Prompt:
Reproduce each line bearing the word "React".

Source material:
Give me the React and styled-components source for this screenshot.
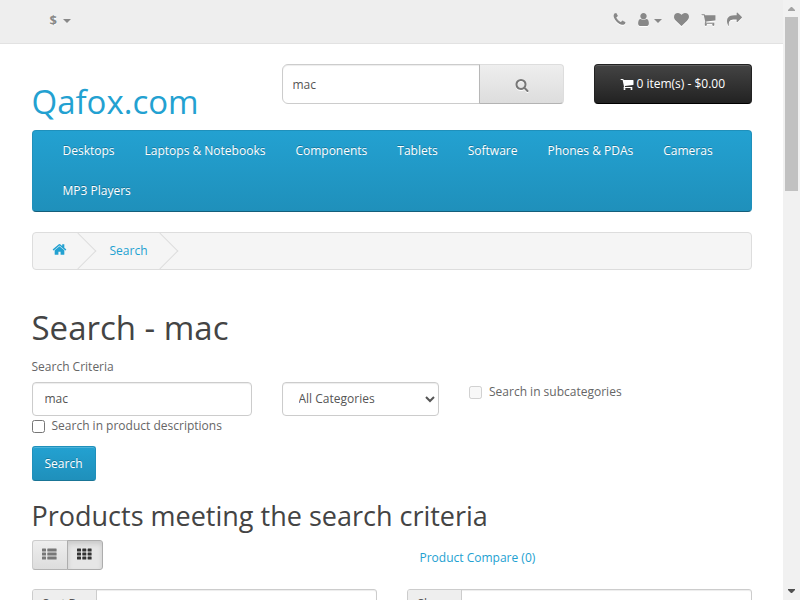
import React from "react";
import styled, { createGlobalStyle, css } from "styled-components";

const Global = createGlobalStyle`
  *, *::before, *::after { box-sizing: border-box; }
  html, body { margin: 0; overflow: hidden; background: #fff; }
  body, input, select, button {
    font-family: "Open Sans", sans-serif;
    font-size: 12px;
    line-height: 20px;
    font-weight: 400;
    color: #666;
  }
  h1, h2, p { margin: 0; font-weight: 400; }
`;

const icons = {
  phone: "M1600 1240q0 27-10 70.5t-21 68.5q-21 50-122 106-94 51-186 51-27 0-53-3.5t-57-12.5-47-14.5-55.5-20.5-49.5-18q-98-35-175-83-127-79-264-216t-216-264q-48-77-83-175-3-9-18-49.5t-20.5-55.5-14.5-47-12.5-57-3.5-53q0-92 51-186 56-101 106-122 25-11 68.5-21t70.5-10q14 0 21 3 18 6 53 76 11 19 30 54t35 63.5 31 53.5q3 4 17.5 25t21.5 35.5 7 28.5q0 20-28.5 50t-62 55-62 53-28.5 46q0 9 5 22.5t8.5 20.5 14 24 11.5 19q76 137 174 235t235 174q2 1 19 11.5t24 14 20.5 8.5 22.5 5q18 0 46-28.5t53-62 55-62 50-28.5q14 0 28.5 7t35.5 21.5 25 17.5q25 15 53.5 31t63.5 35 54 30q70 35 76 53 3 7 3 21z",
  user: "M1536 1399q0 109-62.5 187t-150.5 78h-854q-88 0-150.5-78t-62.5-187q0-85 8.5-160.5t31.5-152 58.5-131 94-89 134.5-34.5q131 128 313 128t313-128q76 0 134.5 34.5t94 89 58.5 131 31.5 152 8.5 160.5zm-256-887q0 159-112.5 271.5t-271.5 112.5-271.5-112.5-112.5-271.5 112.5-271.5 271.5-112.5 271.5 112.5 112.5 271.5z",
  heart: "M896 1664q-26 0-44-18l-624-602q-10-8-27.5-26t-55.5-65.5-68-97.5-53.5-121-23.5-138q0-220 127-344t351-124q62 0 126.5 21.5t120 58 95.5 68.5 76 68q36-36 76-68t95.5-68.5 120-58 126.5-21.5q224 0 351 124t127 344q0 221-229 450l-623 600q-18 18-44 18z",
  cart: "M704 1536q0 52-38 90t-90 38-90-38-38-90 38-90 90-38 90 38 38 90zm896 0q0 52-38 90t-90 38-90-38-38-90 38-90 90-38 90 38 38 90zm128-1088v512q0 24-16.5 42.5t-40.5 21.5l-1044 122q13 60 13 70 0 16-24 64h920q26 0 45 19t19 45-19 45-45 19h-1024q-26 0-45-19t-19-45q0-11 8-31.5t16-36 21.5-40 15.5-29.5l-177-823h-204q-26 0-45-19t-19-45 19-45 45-19h256q16 0 28.5 6.5t19.5 15.5 13 24.5 8 26 5.5 29.5 4.5 26h1201q26 0 45 19t19 45z",
  share: "M1792 640q0 26-19 45l-512 512q-19 19-45 19t-45-19-19-45v-256h-224q-98 0-175.5 6t-154 21.5-133 42.5-105.5 69.5-80 101-48.5 138.5-17.5 181q0 55 5 123 0 6 2.5 23.5t2.5 26.5q0 15-8.5 25t-23.5 10q-16 0-28-17-7-9-13-22t-13.5-30-10.5-24q-127-285-127-451 0-199 53-333 162-403 875-403h224v-256q0-26 19-45t45-19 45 19l512 512q19 19 19 45z",
  search: "M1216 832q0-185-131.5-316.5t-316.5-131.5-316.5 131.5-131.5 316.5 131.5 316.5 316.5 131.5 316.5-131.5 131.5-316.5zm512 832q0 52-38 90t-90 38q-54 0-90-38l-343-342q-179 124-399 124-143 0-273.5-55.5t-225-150-150-225-55.5-273.5 55.5-273.5 150-225 225-150 273.5-55.5 273.5 55.5 225 150 150 225 55.5 273.5q0 220-124 399l343 343q37 37 37 90z",
  home: "M1472 992v480q0 26-19 45t-45 19h-384v-384h-256v384h-384q-26 0-45-19t-19-45v-480q0-1 .5-3t.5-3l575-474 575 474q1 2 1 6zm223-69l-62 74q-8 9-21 11h-3q-13 0-21-7l-692-577-692 577q-12 8-24 7-13-2-21-11l-62-74q-8-10-7-23.5t11-21.5l719-599q32-26 76-26t76 26l244 204v-195q0-14 9-23t23-9h192q14 0 23 9t9 23v408l219 182q10 8 11 21.5t-7 23.5z",
};

const Svg = styled.svg`
  display: block;
  flex: none;
  fill: currentColor;
  filter: ${(p) => p.$glow && "drop-shadow(0 1px 0 #fff)"};
`;

function Icon({ name, size = 14, glow }) {
  return (
    <Svg width={size} height={size} viewBox="0 0 1792 1792" $glow={glow}>
      <path d={icons[name]} />
    </Svg>
  );
}

const Screen = styled.div`
  display: flex;
  width: 800px;
  height: 600px;
  overflow: hidden;
`;
const Page = styled.div`
  flex: 1;
  min-width: 0;
  overflow: hidden;
`;
const Container = styled.div`
  width: 720px;
  margin-left: 31.5px;
`;

const TopBar = styled.nav`
  height: 44px;
  background: #eee;
  border-bottom: 1px solid #e2e2e2;
  color: #888;
`;
const TopBarInner = styled(Container)`
  display: flex;
  justify-content: space-between;
  padding: 10px 9.5px 0 18px;
`;
const Currency = styled.div`
  display: flex;
  align-items: center;
  gap: 6px;
  height: 20px;
  font-size: 13px;
  font-weight: 700;
  text-shadow: 0 1px 0 #fff;
`;
const Caret = styled.span`
  border: 4.5px solid transparent;
  border-top: 4.5px solid currentColor;
  border-bottom: 0;
  margin-top: 2px;
`;
const TopLinks = styled.div`
  display: flex;
  align-items: center;
  gap: 11.5px;
  height: 18px;
`;
const Account = styled.span`
  display: flex;
  align-items: center;
  gap: 2.5px;
  margin-left: -2.5px;
  margin-right: 1px;
  ${Caret} { border-width: 4px 4px 0; margin-top: 4px; }
`;

const Header = styled(Container)`
  display: flex;
  height: 66px;
  margin-top: 20px;
`;
const Logo = styled.h1`
  width: 250px;
  padding-top: 20px;
  font-size: 33px;
  line-height: 36px;
  color: #23a1d1;
`;
const SearchBox = styled.div`
  display: flex;
  width: 282px;
  height: 40px;
`;

const raised = css`
  display: flex;
  align-items: center;
  justify-content: center;
  padding: 0;
  border: 1px solid;
`;
const Input = styled.input`
  width: ${(p) => p.$w}px;
  height: ${(p) => p.$h}px;
  padding: ${(p) => p.$drop || 0}px ${(p) => p.$pad}px 1px;
  border: 1px solid #ccc;
  border-radius: ${(p) => p.$radius || "4px"};
  background: #fff;
  color: #555;
  box-shadow: inset 0 1px 1px rgba(0, 0, 0, 0.075);
  outline: 0;
`;
const LookupButton = styled.button`
  ${raised}
  width: 85px;
  height: 40px;
  margin-left: -1px;
  padding: 2px 0 0 1px;
  color: #777;
  background: linear-gradient(#eee, #ddd);
  border-color: #ddd #ddd #b3b3b3 #b7b7b7;
  border-radius: 0 4px 4px 0;
`;
const CartButton = styled.button`
  ${raised}
  gap: 2.5px;
  width: 158px;
  height: 40px;
  margin-left: 30px;
  padding-bottom: 1px;
  color: #fff;
  background: linear-gradient(#444, #222);
  border-color: #222 #222 #000;
  border-radius: 4px;
  box-shadow: inset 0 1px 0 rgba(255, 255, 255, 0.15);
`;

const Menu = styled(Container)`
  display: flex;
  flex-wrap: wrap;
  align-content: flex-start;
  height: 82px;
  padding-left: 15px;
  background: linear-gradient(#23a1d1, #1f90bb);
  border: 1px solid;
  border-color: #1f90bb #1f90bb #145e7a;
  border-radius: 4px;
`;
const MenuItem = styled.a`
  height: 40px;
  padding: 10px 15px;
  color: #fff;
  text-shadow: 0 -1px 0 rgba(0, 0, 0, 0.25);
  white-space: nowrap;
`;

const Breadcrumb = styled(Container)`
  display: flex;
  height: 38px;
  margin-top: 20px;
  margin-bottom: 40px;
  border: 1px solid #ddd;
  border-radius: 4px;
  background: #f5f5f5;
  overflow: hidden;
`;
const Crumb = styled.span`
  position: relative;
  display: flex;
  align-items: center;
  width: ${(p) => p.$w}px;
  padding-left: ${(p) => p.$pad}px;
  color: #23a1d1;
  ${Svg} { margin-bottom: 3px; }
  &::after {
    content: "";
    position: absolute;
    top: 5px;
    right: -0.5px;
    width: 26px;
    height: 26px;
    border: 1px solid #ddd;
    border-left: 0;
    border-bottom: 0;
    transform: rotate(45deg);
  }
`;

const Title = styled.h1`
  font-size: 33px;
  line-height: 36px;
  color: #444;
`;
const Subtitle = styled.h2`
  margin-top: 20px;
  font-size: 27px;
  line-height: 30px;
  color: #444;
`;
const Criteria = styled.p`
  margin-top: 11px;
  height: 25px;
`;
const FieldRow = styled.div`
  display: flex;
  gap: 30px;
  height: 34px;
`;
const Select = styled.select`
  width: 157px;
  height: 34px;
  padding: 0 0 1px 12px;
  border: 1px solid #ccc;
  border-radius: 4px;
  background: #fff;
  color: #555;
  box-shadow: inset 0 1px 1px rgba(0, 0, 0, 0.075);
`;
const CheckLabel = styled.label`
  display: flex;
  align-items: center;
  gap: ${(p) => p.$gap || 7}px;
  height: 20px;
  input { width: 13px; height: 13px; margin: 1px 0 0; }
`;
const SearchButton = styled.button`
  ${raised}
  width: 64px;
  height: 35px;
  margin-top: 10px;
  color: #fff;
  background: linear-gradient(#23a1d1, #1f90bb);
  border-color: #1f90bb #1f90bb #197596;
  border-radius: 3px;
  box-shadow: inset 0 1px 0 rgba(255, 255, 255, 0.2);
  text-shadow: 0 -1px 0 rgba(0, 0, 0, 0.25);
`;

const Toolbar = styled.div`
  display: flex;
  height: 30px;
  margin-top: 9px;
`;
const ViewButton = styled.button`
  ${raised}
  width: 36px;
  height: 30px;
  padding-bottom: 2px;
  color: #777;
  background: linear-gradient(#eee, #ddd);
  border-color: #ccc #ccc #b3b3b3;
  border-radius: 3px 0 0 3px;
  ${(p) =>
    p.$active &&
    css`
      margin-left: -1px;
      color: #333;
      background: #e6e6e6;
      border-color: #adadad;
      border-radius: 0 3px 3px 0;
      box-shadow: inset 0 3px 5px rgba(0, 0, 0, 0.125);
    `}
`;
const Compare = styled.a`
  margin: 8px 0 0 317px;
  color: #23a1d1;
`;
const Filters = styled.div`
  display: flex;
  gap: 30px;
  margin-top: 19px;
`;
const Group = styled.div`
  display: flex;
  width: 345px;
  height: 30px;
  border: 1px solid #ccc;
  border-radius: 3px;
  box-shadow: inset 0 1px 1px rgba(0, 0, 0, 0.075);
  overflow: hidden;
`;
const Addon = styled.label`
  width: ${(p) => p.$w}px;
  padding: 4px 10px;
  background: #eee;
  border-right: 1px solid #ccc;
  color: #555;
  white-space: nowrap;
`;

const Scrollbar = styled.div`
  display: flex;
  flex-direction: column;
  align-items: center;
  justify-content: space-between;
  width: 17px;
  height: 600px;
  padding: 7px 0 7px;
  background: #f1f1f1;
`;
const Thumb = styled.div`
  width: 13px;
  height: 174px;
  margin: 6px 0 auto;
  background: #c1c1c1;
`;
const Triangle = styled(Svg)`
  color: ${(p) => (p.$up ? "#a3a3a3" : "#505050")};
  transform: ${(p) => p.$up && "rotate(180deg)"};
`;

function Arrow({ up }) {
  return (
    <Triangle width="7" height="4" viewBox="0 0 7 4" $up={up}>
      <path d="M0 0h7v1l-3 3h-1l-3-3z" />
    </Triangle>
  );
}

const categories = [
  "Desktops", "Laptops & Notebooks", "Components", "Tablets",
  "Software", "Phones & PDAs", "Cameras", "MP3 Players",
];

function ViewIcon({ grid }) {
  const cols = grid ? [[0, 4], [5.3, 4], [10.6, 4]] : [[0, 4], [5.3, 9.3]];
  return (
    <Svg width="15" height="12" viewBox="0 0 15 12">
      {[0.4, 4.4, 8.4].map((y) =>
        cols.map(([x, w]) => <rect key={`${x}-${y}`} x={x} y={y} width={w} height="3" rx=".5" />)
      )}
    </Svg>
  );
}

export default function App() {
  return (
    <Screen>
      <Global />
      <Page>
        <TopBar>
          <TopBarInner>
            <Currency>$ <Caret /></Currency>
            <TopLinks>
              <Icon name="phone" size={15} glow />
              <Account><Icon name="user" size={15} glow /><Caret /></Account>
              <Icon name="heart" size={15} glow />
              <Icon name="cart" size={15} glow />
              <Icon name="share" size={15} glow />
            </TopLinks>
          </TopBarInner>
        </TopBar>
        <Header>
          <Logo>Qafox.com</Logo>
          <SearchBox>
            <Input $w={198} $h={40} $pad={10} $drop={2} $radius="6px 0 0 6px" defaultValue="mac" />
            <LookupButton><Icon name="search" glow /></LookupButton>
          </SearchBox>
          <CartButton><Icon name="cart" />0 item(s) - $0.00</CartButton>
        </Header>
        <Menu as="nav">
          {categories.map((c) => <MenuItem key={c}>{c}</MenuItem>)}
        </Menu>
        <Breadcrumb>
          <Crumb $w={58} $pad={19.5}><Icon name="home" size={15} /></Crumb>
          <Crumb $w={82} $pad={19}>Search</Crumb>
        </Breadcrumb>
        <Container as="main">
          <Title>Search - mac</Title>
          <Criteria>Search Criteria</Criteria>
          <FieldRow>
            <Input $w={220} $h={34} $pad={12} defaultValue="mac" />
            <Select defaultValue="all"><option value="all">All Categories</option></Select>
            <CheckLabel $gap={7.5}><input type="checkbox" disabled />Search in subcategories</CheckLabel>
          </FieldRow>
          <CheckLabel><input type="checkbox" />Search in product descriptions</CheckLabel>
          <SearchButton>Search</SearchButton>
          <Subtitle>Products meeting the search criteria</Subtitle>
          <Toolbar>
            <ViewButton><ViewIcon /></ViewButton>
            <ViewButton $active><ViewIcon grid /></ViewButton>
            <Compare>Product Compare (0)</Compare>
          </Toolbar>
          <Filters>
            <Group><Addon $w={64}>Sort By:</Addon></Group>
            <Group><Addon $w={54}>Show:</Addon></Group>
          </Filters>
        </Container>
      </Page>
      <Scrollbar>
        <Arrow up />
        <Thumb />
        <Arrow />
      </Scrollbar>
    </Screen>
  );
}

Reply:
Give me the React and styled-components source for this screenshot.
import React from "react";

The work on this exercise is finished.